The number of building permits rose 6.2% in October to top 1 million on an annualized basis -- the highest such rate in more than five years, and substantially above the 930,000 median forecast from economists surveyed by Bloomberg. That news should be enough to keep stocks in the black this morning; the S&P 500 and the narrower, price-weighted Dow Jones Industrial Average (^DJI 0.69%) are up 0.05% and 0.09%, respectively, at 10:15 a.m. EST.

Dow component Goldman Sachs (GS 1.59%) has been trying to convince the financial media (and, by extension, investors) that a figure that popped up in its latest quarterly report is not representative of the firm's performance.

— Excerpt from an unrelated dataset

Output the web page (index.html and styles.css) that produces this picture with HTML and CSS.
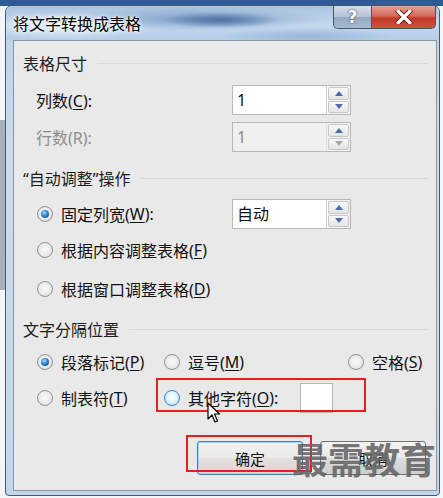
FILE: index.html
```html
<!DOCTYPE html>
<html lang="zh-CN">
<head>
    <meta charset="UTF-8">
    <title>将文字转换成表格</title>
    <link rel="stylesheet" href="styles.css">
</head>
<body>

    <div class="dialog">
        <!-- Title bar -->
        <div class="titlebar">
            <span class="title">将文字转换成表格</span>
            <div class="caption-btns">
                <span class="cap-btn help">?</span>
                <span class="cap-btn close">
                    <svg width="18" height="14" viewBox="0 0 18 14">
                        <path d="M3 1 L15 13 M15 1 L3 13" stroke="#5a1a12" stroke-width="5" stroke-linecap="round"/>
                        <path d="M3 1 L15 13 M15 1 L3 13" stroke="#fff" stroke-width="3.2" stroke-linecap="round"/>
                    </svg>
                </span>
            </div>
        </div>

        <div class="client">
            <!-- Table size -->
            <div class="group-head">表格尺寸</div>
            <div class="row first">
                <span class="label">列数(<u>C</u>):</span>
                <div class="spin">
                    <span class="spin-field">1</span>
                    <div class="spin-btns">
                        <span class="spin-btn"><i class="tri up"></i></span>
                        <span class="spin-btn"><i class="tri down"></i></span>
                    </div>
                </div>
            </div>
            <div class="row gap7">
                <span class="label disabled">行数(R):</span>
                <div class="spin off">
                    <span class="spin-field">1</span>
                    <div class="spin-btns">
                        <span class="spin-btn"><i class="tri up"></i></span>
                        <span class="spin-btn"><i class="tri down grey"></i></span>
                    </div>
                </div>
            </div>

            <!-- AutoFit -->
            <div class="group-head mt14">“自动调整”操作</div>
            <div class="row gap9">
                <span class="opt wide"><i class="radio on"></i>固定列宽(<u>W</u>):</span>
                <div class="spin">
                    <span class="spin-field">自动</span>
                    <div class="spin-btns">
                        <span class="spin-btn"><i class="tri up"></i></span>
                        <span class="spin-btn"><i class="tri down"></i></span>
                    </div>
                </div>
            </div>
            <div class="row gap6">
                <span class="opt"><i class="radio"></i>根据内容调整表格(<u>F</u>)</span>
            </div>
            <div class="row gap9">
                <span class="opt"><i class="radio"></i>根据窗口调整表格(<u>D</u>)</span>
            </div>

            <!-- Separator -->
            <div class="group-head mt13">文字分隔位置</div>
            <div class="row gap6 sep-row">
                <span class="opt col1"><i class="radio on"></i>段落标记(<u>P</u>)</span>
                <span class="opt col2"><i class="radio"></i>逗号(<u>M</u>)</span>
                <span class="opt col3"><i class="radio"></i>空格(<u>S</u>)</span>
            </div>
            <div class="row gap6 sep-row">
                <span class="opt col1"><i class="radio"></i>制表符(<u>T</u>)</span>
                <span class="opt col2"><i class="radio hover"></i>其他字符(<u>O</u>):</span>
                <span class="char-field"></span>
                <span class="mark mark-other"></span>
            </div>

            <!-- Buttons -->
            <div class="buttons">
                <span class="btn default">确定</span>
                <span class="btn">取消</span>
                <span class="mark mark-ok"></span>
                <span class="watermark">最需教育</span>
            </div>

            <svg class="cursor" width="14" height="22" viewBox="0 0 14 22">
                <path d="M1 1 L1 17 L5 13 L8 20 L10.5 19 L7.5 12 L12.5 12 Z" fill="#fff" stroke="#000" stroke-width="1.2" stroke-linejoin="round"/>
            </svg>
        </div>
    </div>

</body>
</html>
```

FILE: styles.css
```css
body {
    margin: 0;
    padding: 5px 2px 0 5px;
    font-family: "Noto Sans", "Noto Sans CJK SC", sans-serif;
    background:
        linear-gradient(#2e5a98, #2e5a98) 0 0 / 100% 6px no-repeat,
        linear-gradient(#a7b1bb, #a7b1bb) 0 120px / 5px 170px no-repeat,
        #f4f5f6;
    height: 493px;
    overflow: hidden;
}

.dialog {
    width: 424px;
    height: 485px;
    padding: 0 2px 4px 7px;
    border: 1px solid #4c5866;
    border-radius: 7px 7px 4px 4px;
    background: linear-gradient(180deg, #bcd2ea 0%, #c9dcef 30%, #c3d7ec 100%);
    display: flex;
    flex-direction: column;
}

/* Title bar */
.titlebar {
    height: 34px;
    display: flex;
    justify-content: space-between;
    align-items: flex-start;
    margin-left: -7px;
    margin-right: -2px;
    padding-left: 7px;
    border-radius: 6px 6px 0 0;
    background:
        radial-gradient(ellipse 60px 8px at 215px 14px, #4f71a2, transparent),
        radial-gradient(ellipse 130px 12px at 190px 13px, #7fa0c9, transparent),
        radial-gradient(ellipse 90px 8px at 300px 30px, #98b6d9, transparent),
        radial-gradient(ellipse 80px 14px at 60px 20px, #e6eff8, transparent),
        linear-gradient(180deg, #a9c3e0 0%, #c5d9ee 55%, #b5cde8 100%);
}

.title {
    font-size: 16px;
    line-height: 34px;
    color: #000;
    text-shadow: 0 0 6px #fff, 0 0 3px #fff;
    padding-top: 1px;
}

.caption-btns {
    display: flex;
    margin-right: 3px;
}

.cap-btn {
    height: 22px;
    display: flex;
    align-items: center;
    justify-content: center;
    border: 1px solid #4a5563;
    border-top: none;
}

.help {
    width: 37px;
    border-radius: 0 0 0 5px;
    background: linear-gradient(180deg, #d3dde9 0%, #b4c4d7 48%, #93a7bf 52%, #a9bbd0 100%);
    color: #fff;
    font-family: "DejaVu Sans", sans-serif;
    font-weight: bold;
    font-size: 17px;
    text-shadow: 0 0 2px #3b4a5e, 0 0 1px #3b4a5e;
}

.close {
    width: 63px;
    border-left: none;
    border-radius: 0 0 5px 0;
    background: linear-gradient(180deg, #e3a192 0%, #d4685a 45%, #c23a28 55%, #d0523a 100%);
}

/* Client area */
.client {
    flex: 1;
    position: relative;
    border: 1px solid #8896a5;
    background: #e9e9e9;
    padding: 10px 0 0 9px;
    display: flex;
    flex-direction: column;
}

.group-head {
    height: 24px;
    display: flex;
    align-items: center;
    font-size: 16px;
    color: #1e1e1e;
    margin-right: 8px;
}

.group-head::after {
    content: "";
    flex: 1;
    height: 1px;
    margin-left: 10px;
    background: #d6d6d6;
}

.mt14 { margin-top: 14px; }
.mt13 { margin-top: 13px; }

.row {
    height: 30px;
    display: flex;
    align-items: center;
    padding-left: 13px;
    font-size: 16px;
    color: #111;
    position: relative;
}

.row.first { margin-top: 10px; }
.gap6 { margin-top: 6px; }
.gap7 { margin-top: 7px; }
.gap9 { margin-top: 9px; }

.label {
    width: 196px;
}

.label.disabled {
    color: #8c8c8c;
}

u {
    text-decoration-thickness: 1px;
    text-underline-offset: 2px;
}

/* Spin boxes */
.spin {
    width: 117px;
    height: 28px;
    display: flex;
    border: 1px solid #b8b8b8;
    background: #fff;
}

.spin-field {
    flex: 1;
    padding-left: 4px;
    line-height: 28px;
    border-right: 1px solid #cfcfcf;
    margin-right: 1px;
}

.spin.off {
    background: #efefef;
}

.spin.off .spin-field {
    color: #8a8a8a;
    background: #f0f0f0;
    border-right-color: #e0e0e0;
}

.spin-btns {
    width: 21px;
    display: flex;
    flex-direction: column;
    gap: 1px;
    padding: 1px 1px 1px 0;
    background: #f2f2f2;
}

.spin-btn {
    flex: 1;
    display: flex;
    align-items: center;
    justify-content: center;
    border: 1px solid #c8c8c8;
    border-radius: 2px;
    background: linear-gradient(180deg, #f9f9f9, #e4e4e4);
}

.tri {
    width: 0;
    height: 0;
    border-left: 4px solid transparent;
    border-right: 4px solid transparent;
}

.tri.up { border-bottom: 5px solid #4b6ea6; }
.tri.down { border-top: 5px solid #4b6ea6; }
.tri.down.grey { border-top-color: #a8a8a8; }

/* Radio options */
.opt {
    display: flex;
    align-items: center;
    white-space: nowrap;
}

.opt.wide {
    width: 196px;
}

.radio {
    width: 14px;
    height: 14px;
    margin-left: 1px;
    margin-right: 8px;
    border-radius: 50%;
    border: 1px solid #8f9194;
    background: radial-gradient(circle at 50% 45%, #fafafa 0%, #e8e8e8 60%, #cfcfcf 100%);
    display: flex;
    align-items: center;
    justify-content: center;
}

.radio.on::after {
    content: "";
    width: 8px;
    height: 8px;
    border-radius: 50%;
    background: radial-gradient(circle at 40% 35%, #a9dcff 0%, #2d85d6 45%, #0b3f7e 100%);
}

.radio.hover {
    border-color: #3d86c0;
    background: radial-gradient(circle at 50% 45%, #ffffff 0%, #d9effc 55%, #a9d6f3 100%);
}

.sep-row .col1 { width: 127px; }
.sep-row .col2 { width: 184px; }

.char-field {
    width: 31px;
    height: 28px;
    margin-left: -47px;
    border: 1px solid #b8b8b8;
    background: #fff;
}

/* Red highlight marks */
.mark {
    position: absolute;
    border: 2px solid #e5201c;
}

.mark-other {
    left: 133px;
    top: -5px;
    width: 206px;
    height: 30px;
}

.mark-ok {
    left: 163px;
    top: -6px;
    width: 122px;
    height: 33px;
}

/* Buttons */
.buttons {
    margin-top: 28px;
    height: 34px;
    display: flex;
    gap: 17px;
    padding-left: 174px;
    position: relative;
}

.btn {
    width: 104px;
    height: 32px;
    display: flex;
    align-items: center;
    justify-content: center;
    font-size: 15px;
    color: #111;
    border: 1px solid #707070;
    border-radius: 3px;
    background: linear-gradient(180deg, #f3f3f3 0%, #ebebeb 48%, #dddddd 52%, #cfcfcf 100%);
}

.btn.default {
    border-color: #3c7fb1;
    box-shadow: inset 0 0 0 1px #a6d8f5;
    background: linear-gradient(180deg, #f0f0f0 0%, #ebebeb 48%, #e2e0dc 52%, #e0d4d2 100%);
}

.watermark {
    position: absolute;
    left: 269px;
    top: -6px;
    white-space: nowrap;
    font-family: "Noto Sans CJK SC", sans-serif;
    font-size: 36px;
    font-weight: bold;
    line-height: 46px;
    color: rgba(100, 100, 100, 0.88);
}

.cursor {
    position: absolute;
    left: 193px;
    top: 361px;
}
```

The figure in question appears in a table that breaks down "gains and losses from market-making and other principal transactions" by asset class, which shows a $1.3 billion loss under "Currencies." The breakdown by asset class is mandatory under FAS 161, an accounting standard issued in March 2008 to promulgate greater transparency in reporting by banks. Goldman Sachs, however, contends that it does a poor job of describing the bank's economic performance. Per the bank's statement last Thursday:

Goldman Sachs did not suffer a loss in our currencies business in the third quarter of 2013. Per our third quarter form 10-Q, the gains/(losses) in the table on page 14 are not representative of the manner in which the firm manages its business activities because many of the firm's market-making and client facilitation strategies utilize financial instruments across various product types. Accordingly, gains or losses in one product type frequently offset gains or losses in other product types.

In other words, when Goldman puts together trades on behalf of its clients, they often involve more than one asset class, so it doesn't make sense to look at one category in isolation. In this case, it is thought that some of the losses under "Currencies" are offset by gains under "Interest rates" (cross-currency rates are closely tied to interest rate expectations). Sure enough, as a table produced by FT Alphaville [login may be required] shows, Interest rates and currencies have produced gains simultaneously in just one of the past 15 quarters.

I'm willing to give Goldman the benefit of the doubt here, although there is no denying that its fixed income, currency and commodities client execution unit (FICC) had a lousy third quarter, suffering a stunning 44% revenue decline. Nevertheless, this issue highlights the opacity of investment banks' operations -- and Goldman is notoriously bad. Equally, its resistance to improved reporting amounts to telling investors, "Just trust us." The bank could do more; Credit Suisse, for example, produces a more business-friendly breakdown of its fixed-income revenue into commodities, emerging markets, securitized products, credit, and macro, which includes interest rates and currencies.

Goldman Sachs may be, in the words of Berkshire Hathaway Vice Chairman Charlie Munger, "the best of the breed," but investing in the shares requires a leap of faith -- for which investors ought to demand a margin of safety. Perhaps that is one of the reasons that shares of a best-of-breed profit machine trade at a mere 10% premium to their book value.